Yesterday shows that, ultimately, the utopia/dystopia dynamic is a matter of choice as much as it is a matter of circumstances. The pop music in this film, particularly the songs of The Beatles, function to establish this choice as a musical dystopia of Jack’s own making with the potential for utopian outcome. Though circumstances beyond his control led Jack this alternate reality, it was his own choices that led to the cataclysmic dystopia that made him feel as if “Now [he] need[s] a place to hide away… [because he] believe[s] in yesterday.”  However, it was also Jack’s choice to break away from the hellish circumstances and create a heavenly space (or a space that he felt free) amongst the chaos. 


Bibliography

“Dystopia.” Encyclopedia.com, Encyclopedia.com, 2020, www.encyclopedia.com/literature-and-arts/literature-english/english-literature-20th-cent-present/dystopia.
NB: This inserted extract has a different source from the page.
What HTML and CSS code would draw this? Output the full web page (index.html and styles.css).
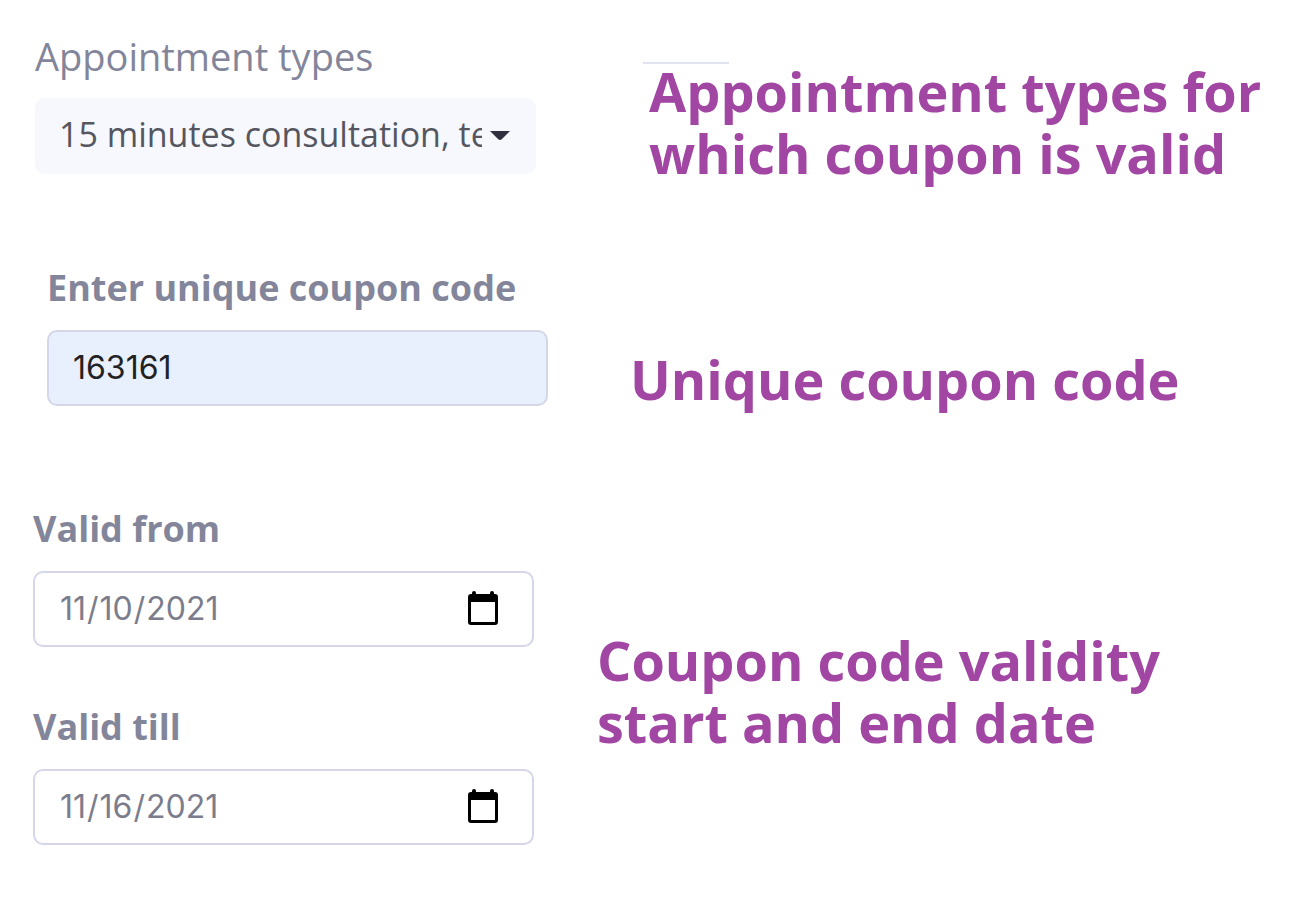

Frith, Simon. “Mood Music: An Inquiry into Narrative Film Music.” Screen: Incorporating Screen Education, vol. 25, no. 3, June 1984, pp. 78–88, https://doi.org/10.1093/screen/25.3.78

Knobloch, Susan. “THE GRADUATE AS ROCK’N’ROLL FILM.” Spectator (Los Angeles, Calif.), vol. 17, no. 2, University of Southern California, Division of Critical Studies, Spectator, Apr. 1997, p. 61–73.

Yesterday, Directed by Danny Boyle, performances by Himesh Patel, Lily James, Ed Sheeran, Kate McKinnon, Joel Fry, Sophia Di Martino, Harry Michell, Sanjeev Bhaskar, and Meera Syal, Universal Pictures, 2019. 

“Utopia.” Encyclopædia Britannica, Encyclopædia Britannica, Inc., 2020, www.britannica.com/topic/utopia/Satirical-and-dystopian-works.